I am an empiricist as well as a theoretician and so when I notice interesting phenomena, I report them.
Vivian Darkbloom
Oct 22 2022 at 11:29am
“In autumn 1976, Stanford requested all homeowners to reduce their water consumption, advising those with pools not to drain and refill them.
What happened? Water consumption fell 50% over the next academic year. Monthly water charges remained unchanged.
The rains return in 1977/78. Also, Stanford installed water meters and charged for amount consumed.”
That sounds commendable; however, I’d need a little clarity on the timeline before I would draw a conclusion. It’s not entirely clear when Stanford installed meters and started charging for consumption, or announced they would make the change. It sounds like the meters were installed in 1977 or 1978 (i.e., “during the next academic year”; that is, the same year water consumption was said to have been reduced by 50 percent). . If Stanford started charging for the amount consumed rather than a flat fee in academic year 1977/1978, it strikes me that they *did* raise prices, at least at the margin.

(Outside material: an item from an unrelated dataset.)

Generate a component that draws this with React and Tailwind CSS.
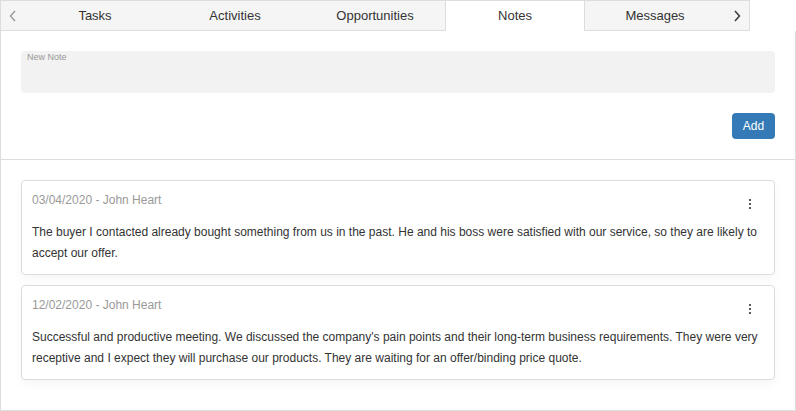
import React from "react";

const tabs = ["Tasks", "Activities", "Opportunities", "Notes", "Messages"];

const notes = [
  {
    date: "03/04/2020",
    author: "John Heart",
    text: "The buyer I contacted already bought something from us in the past. He and his boss were satisfied with our service, so they are likely to accept our offer.",
  },
  {
    date: "12/02/2020",
    author: "John Heart",
    text: "Successful and productive meeting. We discussed the company's pain points and their long-term business requirements. They were very receptive and I expect they will purchase our products. They are waiting for an offer/binding price quote.",
  },
];

const Chevron = ({ dir, color }) => (
  <svg width="8" height="12" viewBox="0 0 8 12" fill="none">
    <path
      d={dir === "left" ? "M6 1 L1.5 6 L6 11" : "M2 1 L6.5 6 L2 11"}
      stroke={color}
      strokeWidth="1.4"
    />
  </svg>
);

const Dots = () => (
  <svg width="4" height="12" viewBox="0 0 4 12">
    <circle cx="2" cy="2" r="1.1" fill="#333" />
    <circle cx="2" cy="6" r="1.1" fill="#333" />
    <circle cx="2" cy="10" r="1.1" fill="#333" />
  </svg>
);

const App = () => {
  const active = "Notes";

  return (
    <div
      className="w-[796px] h-[411px] bg-white text-[#333] flex flex-col"
      style={{ fontFamily: '"Liberation Sans", Arial, sans-serif' }}
    >
      {/* Tabs */}
      <div className="w-[750px] h-[31px] flex border border-[#ddd] bg-[#f5f5f5]">
        <div className="w-[24px] flex items-center justify-center">
          <Chevron dir="left" color="#999" />
        </div>
        {tabs.map((tab) => (
          <div
            key={tab}
            className={`w-[140px] flex items-center justify-center text-[13px] ${
              tab === active
                ? "bg-white border-x border-[#ddd] -mb-px"
                : "text-[#333]"
            }`}
          >
            {tab}
          </div>
        ))}
        <div className="flex-1 flex items-center justify-center">
          <Chevron dir="right" color="#333" />
        </div>
      </div>

      {/* Content */}
      <div className="flex-1 border-x border-b border-[#ddd] flex flex-col">
        <div className="px-5 pt-5 pb-5 flex flex-col gap-5">
          <div className="h-[42px] rounded bg-[#f2f2f2] px-1.5 pt-px">
            <div className="text-[9px] leading-[11px] text-[#999]">New Note</div>
          </div>
          <div className="flex justify-end">
            <button className="h-[26px] w-[43px] rounded bg-[#337ab7] text-white text-[12px]">
              Add
            </button>
          </div>
        </div>
        <div className="border-t border-[#ddd]" />
        <div className="px-5 pt-5 flex flex-col gap-[10px]">
          {notes.map((note) => (
            <div
              key={note.date}
              className="border border-[#ddd] rounded px-[10px] pt-[9px] pb-[10px] shadow-[0_4px_10px_rgba(0,0,0,0.04)]"
            >
              <div className="flex items-center justify-between h-[20px]">
                <span className="text-[12px] text-[#999]">
                  {note.date} - {note.author}
                </span>
                <span className="mr-[12px] mt-[8px]">
                  <Dots />
                </span>
              </div>
              <p className="mt-[12px] text-[12px] leading-[21px] text-[#333]">
                {note.text}
              </p>
            </div>
          ))}
        </div>
      </div>
    </div>
  );
};

export default App;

Charging for actual consumption sounds like a better economic policy lesson here than assuming everyone will voluntarily “do the right thing”.
Jon Murphy
Oct 22 2022 at 12:45pm
I read the timeline as:
Academic year 76-77: drought, request made, consumptions falls 50%
Academic year 77-78: Meters installed
David Henderson
Oct 22 2022 at 3:48pm
That’s how I read it.
And I’m not concluding that they shouldn’t have raised prices. It’s just a counterexample to my general view of the world.
Jeff Hummel
Oct 22 2022 at 5:00pm
These cases remind me of one that operated in the opposite direction. It involves a daycare center in Israel, and it is described in Dan Ariely’s Predictably Irrational. The center faced a problem of parents showing up late to pick their kids up. The center imposed a fine on parents showing up late. The result was the opposite of what was expected. More parents showed up late. Ariely’s explanation was that people move between two realms with different standards: social normsand market norms. By imposing the fine, their behavior switched from being governed by social norms to market norms, as they no longer felt guilty about showing up late. I see this dichotomy frequently not only in the views and behavior of others but sometimes in my own reactions. What is interesting is that when the fine was lifted, the parents’ behavior did not revert back to social norms.
I do not favor any of the policy proposals of behavioral economists. But I do think that some of their work has revealed fascinating insights about how people act. In addition to Ariely’s book, one of the most enlightening I’ve read on this topic is Daniel Kahneman’s Thinking Fast and Slow, recommended to me by David Friedman.
David Henderson
Oct 23 2022 at 11:18am
Like you, I don’t favor the policy proposals of behavioral economists, or, I should say, I don’t favor most of them. In my review of Thaler and Sunstein years ago, I pointed out a few that I do favor–the libertarian ones, of course. 🙂
Also like you, I think they present interesting evidence that occasionally contradicts my view of how the world works.
I seem to remember reading lately that the Israel daycare story isn’t as clearcut as we have heard. One thing that gives credibility to the idea that it’s not that clearcut is Ariely’s being caught with potentially fabricated data.
See this: https://datacolada.org/98
Jon Murphy
Oct 22 2022 at 5:33pm
Great story. I suspect one of the reason the request worked so well was because pool draining/refilling is a fairly easy thing to monitor and enforce compliance.